The comic closes on an image of Lois at the Daily Planet, typing up her report of the adventure…
Analysis: Brian Michael Bendis, former star writer for Marvel, has decided to build to his first major event miniseries at DC with five issues of Action Comics, a chapter of the Free Comic Book Day $0.25 Year of the Villain one-shot, and an 80-Page Giant. The Giant also contains sections written by Greg Rucka, Matt Fraction, and Marc Andreyko, which launches spinoff miniseries for Lois Lane and Jimmy Olson and brings Supergirl back into the fold of the Leviathan event after her cosmic adventures. While Bendis doesn’t really delve deeply into the characters or thematic issues behind them, he does wrap a ton of DC spy history together with a great deal of humor. The disguises Clark and Lois don in Action Comics as “Chaz and Andi, Agents of Spyral” are utterly hilarious, and the banter between characters is top notch, as is expected from Bendis. Bendis also lavishes in worldbuilding details, such as the intimidating Leone and the Invisible Mafia, with her protocols about not mentioning anything that might trip Superman’s hearing.
Working with Bendis to set up this event is a truly fantastic set of artists. Steve Epting drew the five issues of Action Comics setting up the event, and his detailed, subtle, and deeply appealing work on the characters brings the kind of spy story feel seen in his collaboration with Ed Brubaker on Velvet. The warmth between Lois and Clark is particularly nicely rendered by Epting, with Bendis’s hilarious dialogue being perfectly complemented by the expressions drawn. (Note – there appears to be a mixup in Action Comics #1010, where Kate Kane, Batwoman, is shown as head of Spyral, instead of Kathy Kane.)

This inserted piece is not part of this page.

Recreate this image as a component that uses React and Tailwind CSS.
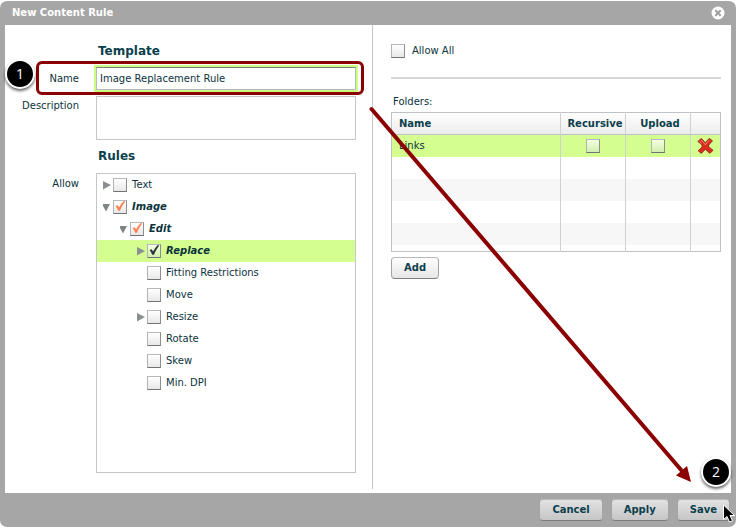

The 80-Page Giant is mostly drawn by Yanick Paquette drawing the Bendis-penned main story (pages 1-22, 61-77), Mike Perkins working with Greg Rucka on Lois Lane (23-32), Steve Lieber working with Matt Fraction on Jimmy Olson (33-47), and Eduardo Pansica (pencils) and Julio Ferreira (inks) working with Marc Andreyko on Supergirl (48-60). Paquette uses his trademark inventive panel layouts and thick, appealing character and action drafting last seen in the beautifully musical end of Tom King’s “Knightmares” arc (Batman #69). Mike Perkins provides a wonderfully gritty but still appealing Lois section, giving us our Batman appearance of the book (complete with typically harsh Rucka writing for the Dark Knight). Steve Lieber’s deliberately cartoon-rendered work with Fraction for Jimmy recalls newspaper strips and Saturday morning specials, pushing the stylization in a similar way as David Aja in Fraction’s famous Hawkeye series for Marvel. Pansica and Ferreira’s work puts the DC house style to good use in Supergirl’s super-investigation of her old house. All in all, the art for these lead-ins to the main event are top notch, perfectly highlighted by Nathan Fairbairn, Paul Mounts, FCO Plascencia on colors, each providing different styles – warm and full, dark and shadow-soaked, and light and memory-washed.
Alex Maleev, the main artist for the event miniseries, provides art and colors for the short chapter in Year of the Villain #1. His digital painting style works with his distinct, clear lines, giving an otherworldly, exciting look to the book, a great taste of things to come. His rendering of Batgirl in her new Sean Murphy designed costume is one of the best renderings of that outfit yet.
Final Thoughts: Five months of work by Brian Bendis and an army of artist pay off in this enormous, action and character packed 80-Page Giant.